Pero la mentira sin vuelta es la de los más tontos. Como las del susodicho que se mueve por el mundo en busca de quien le crea sus mentiras. En primer lugar, porque como también dice el refranero, “las mentiras tienen las patas cortas”. Así el mentiroso mida dos metros y se mueva con botas de siete leguas. No van más allá de la esquina sin que se las descubra. Y el tonto mentiroso, está demostrado, no suele tener la prodigiosa memoria que sería necesario para poder mentir con prudencia: olvida que ha mentido y contradice el martes lo que afirmó con vehemencia el lunes. Fue otro romano, Quintiliano, el que previno “mendacem memorem ese oportet”, el mentiroso debe tener buena memoria. Corneille, el maravilloso dramaturgo francés lo escribió en su obra El mentiroso: “il faut bonne mémoire apres qu’on a menti”: se precisa buena memoria después que se ha mentido.
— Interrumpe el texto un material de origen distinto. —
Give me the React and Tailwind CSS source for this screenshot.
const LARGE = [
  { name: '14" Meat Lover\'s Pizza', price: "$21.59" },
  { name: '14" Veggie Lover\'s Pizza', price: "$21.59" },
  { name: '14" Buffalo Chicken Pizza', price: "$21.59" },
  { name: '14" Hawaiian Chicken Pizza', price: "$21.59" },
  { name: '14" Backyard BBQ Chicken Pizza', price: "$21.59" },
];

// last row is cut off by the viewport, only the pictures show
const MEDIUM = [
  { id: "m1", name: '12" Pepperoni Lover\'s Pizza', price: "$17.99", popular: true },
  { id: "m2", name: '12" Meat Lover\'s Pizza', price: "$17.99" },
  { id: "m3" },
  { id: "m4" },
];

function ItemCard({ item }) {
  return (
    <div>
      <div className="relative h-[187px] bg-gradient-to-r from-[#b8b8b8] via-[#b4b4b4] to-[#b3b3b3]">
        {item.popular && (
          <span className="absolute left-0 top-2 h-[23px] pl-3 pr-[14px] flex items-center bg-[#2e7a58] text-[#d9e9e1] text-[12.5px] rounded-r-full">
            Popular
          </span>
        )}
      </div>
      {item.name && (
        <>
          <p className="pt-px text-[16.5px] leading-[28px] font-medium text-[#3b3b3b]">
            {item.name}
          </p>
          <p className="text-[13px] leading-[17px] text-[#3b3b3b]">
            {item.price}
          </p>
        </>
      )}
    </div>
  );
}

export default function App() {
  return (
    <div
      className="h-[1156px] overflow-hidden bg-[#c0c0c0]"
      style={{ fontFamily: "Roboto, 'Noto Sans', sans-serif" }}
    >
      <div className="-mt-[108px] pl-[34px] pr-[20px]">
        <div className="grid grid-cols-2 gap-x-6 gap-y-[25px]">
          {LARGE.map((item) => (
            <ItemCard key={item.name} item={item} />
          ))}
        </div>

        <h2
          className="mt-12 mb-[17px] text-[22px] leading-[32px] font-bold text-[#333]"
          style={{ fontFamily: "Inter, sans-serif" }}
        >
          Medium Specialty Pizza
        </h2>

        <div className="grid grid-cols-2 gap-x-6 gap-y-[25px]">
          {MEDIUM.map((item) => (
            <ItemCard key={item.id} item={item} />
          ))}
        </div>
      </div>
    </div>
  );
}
Pero fue Víctor Hugo el que al pensar en el sentido y significado de la mentira dio en el corazón del asunto. Vale la pena reproducir in extenso el texto de Los Miserables en que se refiere a la mentira y saca las consecuencias que suelen derivarse de que un país de noble corazón caiga, por tropiezos de inesperadas circunstancias – lo sobrevenido, dicen los memos – en manos del más tonto y mentiroso de sus ciudadanos, como en efecto: “La mentira es lo absoluto del mal. Mentir poco no es posible; el que miente, miente en toda la extensión de la mentira; la mentira es precisamente la forma del demonio. Satanás tiene dos nombres: se llama Satanás y se llama Mentira”. A quien dude acerca de la veracidad de la cita, que abra Los Miserables y vaya al primer capítulo de la parte VII de la primera parte. Se topará de frente con el rostro del malvado.
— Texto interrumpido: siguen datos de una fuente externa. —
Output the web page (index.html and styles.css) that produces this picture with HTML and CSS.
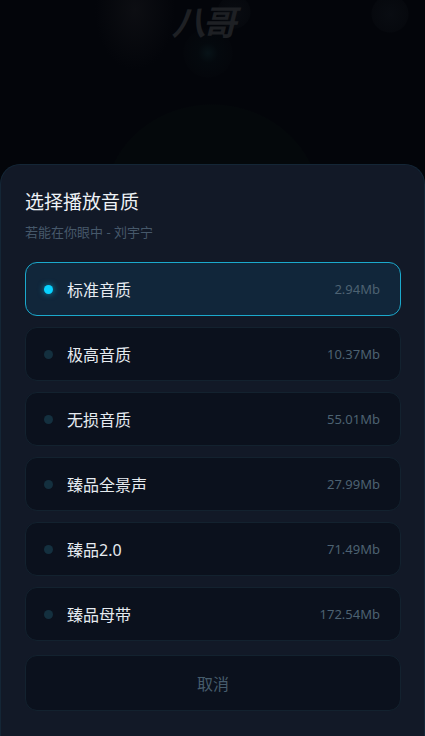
FILE: index.html
```html
<!DOCTYPE html>
<html lang="zh-CN">
<head>
    <meta charset="UTF-8">
    <meta name="viewport" content="width=device-width, initial-scale=1.0">
    <title>选择播放音质</title>
    <link rel="stylesheet" href="styles.css">
</head>
<body>
    <div class="backdrop">
        <span class="backdrop-text">八哥</span>
    </div>

    <div class="sheet">
        <h2 class="sheet-title">选择播放音质</h2>
        <p class="sheet-subtitle">若能在你眼中 - 刘宇宁</p>

        <div class="quality-list">
            <div class="quality-item active">
                <span class="dot"></span>
                <span class="name">标准音质</span>
                <span class="size">2.94Mb</span>
            </div>
            <div class="quality-item">
                <span class="dot"></span>
                <span class="name">极高音质</span>
                <span class="size">10.37Mb</span>
            </div>
            <div class="quality-item">
                <span class="dot"></span>
                <span class="name">无损音质</span>
                <span class="size">55.01Mb</span>
            </div>
            <div class="quality-item">
                <span class="dot"></span>
                <span class="name">臻品全景声</span>
                <span class="size">27.99Mb</span>
            </div>
            <div class="quality-item">
                <span class="dot"></span>
                <span class="name">臻品2.0</span>
                <span class="size">71.49Mb</span>
            </div>
            <div class="quality-item">
                <span class="dot"></span>
                <span class="name">臻品母带</span>
                <span class="size">172.54Mb</span>
            </div>
        </div>

        <button class="cancel-button">取消</button>
    </div>
</body>
</html>
```

FILE: styles.css
```css
* {
    box-sizing: border-box;
}
body {
    margin: 0;
    width: 425px;
    height: 736px;
    overflow: hidden;
    background-color: #03050a;
    font-family: "Noto Sans", "Noto Sans CJK SC", sans-serif;
    color: #e8edf2;
}

/* dimmed player behind the sheet */
.backdrop {
    height: 164px;
    overflow: hidden;
    background:
        radial-gradient(circle at 208px 53px, rgba(16, 44, 48, 0.35) 0, rgba(8, 20, 24, 0.25) 10px, rgba(8, 12, 16, 0.2) 24px, transparent 25px),
        radial-gradient(circle at 234px 12px, rgba(16, 20, 26, 0.45) 0, rgba(10, 13, 18, 0.4) 16px, transparent 17px),
        radial-gradient(circle at 390px 14px, rgba(14, 18, 24, 0.55) 0, rgba(10, 13, 18, 0.45) 18px, transparent 19px),
        radial-gradient(ellipse 108px 100px at 212px 204px, #04080b 0, #04080b 99%, transparent 100%),
        radial-gradient(ellipse 40px 60px at 135px 10px, rgba(30, 30, 34, 0.35) 0, transparent 100%),
        #03050a;
    display: flex;
    justify-content: center;
}
.backdrop-text {
    margin: 2px 0 0 -20px;
    padding: 0 8px;
    font-size: 34px;
    line-height: 40px;
    height: 42px;
    font-weight: 700;
    font-style: italic;
    color: #1e2024;
    letter-spacing: -3px;
}

.sheet {
    height: 572px;
    padding: 25px 23px 0 24px;
    background-color: #121927;
    border: 1px solid #142636;
    border-bottom: none;
    border-radius: 20px 20px 0 0;
}
.sheet-title {
    margin: 0;
    font-size: 19px;
    line-height: 24px;
    font-weight: 400;
    color: #eef2f6;
}
.sheet-subtitle {
    margin: 8px 0 0;
    font-size: 13px;
    line-height: 20px;
    color: #46586a;
}

.quality-list {
    margin-top: 20px;
    display: flex;
    flex-direction: column;
    gap: 11px;
}
.quality-item {
    height: 54px;
    display: flex;
    align-items: center;
    padding: 0 20px 0 18px;
    background-color: #0b111d;
    border: 1px solid #13222f;
    border-radius: 12px;
}
.dot {
    width: 9px;
    height: 9px;
    border-radius: 50%;
    background-color: #14303f;
}
.name {
    margin-left: 14px;
    font-size: 16px;
    color: #e6ebf0;
}
.size {
    margin-left: auto;
    font-size: 13px;
    color: #4d6272;
}

.quality-item.active {
    background-color: #11263a;
    border-color: #1ba9cc;
}
.quality-item.active .dot {
    background-color: #08d2ff;
    box-shadow: 0 0 6px rgba(8, 210, 255, 0.6);
}

.cancel-button {
    width: 100%;
    height: 56px;
    margin-top: 14px;
    background-color: #0b111d;
    border: 1px solid #13222f;
    border-radius: 12px;
    font-family: inherit;
    font-size: 16px;
    color: #465c6c;
    cursor: pointer;
}
```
Francia cayó por razones “sobrevenidas” en mano de uno de esos idiotas mentirosos, el emperador Napoleón III, sobrino del genial Napoleón Bonaparte, pero idiota, estúpido y mentiroso como todos los memos herederos de grandes hombres, y del que Lord Palmerston, en dos ocasiones Primer Ministro del Reino Unido precisamente durante el reinado del bobo que tropezó con un reino sin tener arte ni parte expresó una de las más brutales verdades jamás dichas de un estúpido poderoso: “ese hombre miente hasta cuando no dice nada”. Como uno que nos ha sobrevenido en maldita hora, mentía hasta cuando callaba.

Este interregno – “periodo durante el cual un Estado no tiene soberano” – travestido de sexta república, sobrevenida en republiqueta por mor de un infortunio, ha tenido la extrema desgracia de caer en manos de un mentiroso contumaz, cuyas capacidades intelectivas cabe deducir por el tamaño de sus mentiras. El vulgo decidió en un momento de extrema lucidez bautizarlo como toripollo, nada mítico animal del imaginario popular venezolano, que pone en una gigantesca cabeza un diminuto cerebro. Es tan mentiroso, que hasta resultaría gracioso si sus mentiras no pretendieran aherrojar a un gran pueblo, valeroso y honrado. Pretendió haber discutido – lo que ya era imposible para un mentecato como él hacerlo con un caudillo de tomo y lomo como aquel, así hubiera estado en sus cabales – durante cinco horas con un hombre que si existía – lo que estará en duda hasta que se destruya su castillete de mentiras – lo hacía en estado agónico, conectado a un tubo y muy probablemente en absoluta inconsciencia. O condenado a oír sandeces sin poder mover un solo músculo ni mostrar su disgusto con un mínimo rictus. Dijo que se ejercitaba para mantenerse en forma, probablemente cuando ya había expirado y estaban en proceso de encerarlo, llegando al extremo de afirmar sin el menor empacho que presidía reuniones de gabinete, cuando había cerrado sus ojos para siempre. Mientras el mundo seguía andando.

Afligido por el cerco de la verdad que lo acosa, el reyezuelo mentiroso y su corte de mentirijillas encargan a su ministro de desinformación – un Goebbels bigotero y pequeñajo que miente, pero sin ninguna gracia, pues amén de estúpido y desangelado es soporífero – que macule el nombre de nuestro candidato y le eche en cara tanto muerto, tanto desastre y tanta destrucción como sea posible. El Yago de la fábula, que no puede mentir más porque es la mentira en patas, es un ex teniente enriquecido en las brumosas cloacas del régimen, posiblemente el más mentiroso porque el más malvado de cuantos se despedazan por la herencia.

Para referirse al mentecato sobrevenido nada más certero que la oscura verdad de Lord Palmerston: ese hombre miente hasta cuando calla.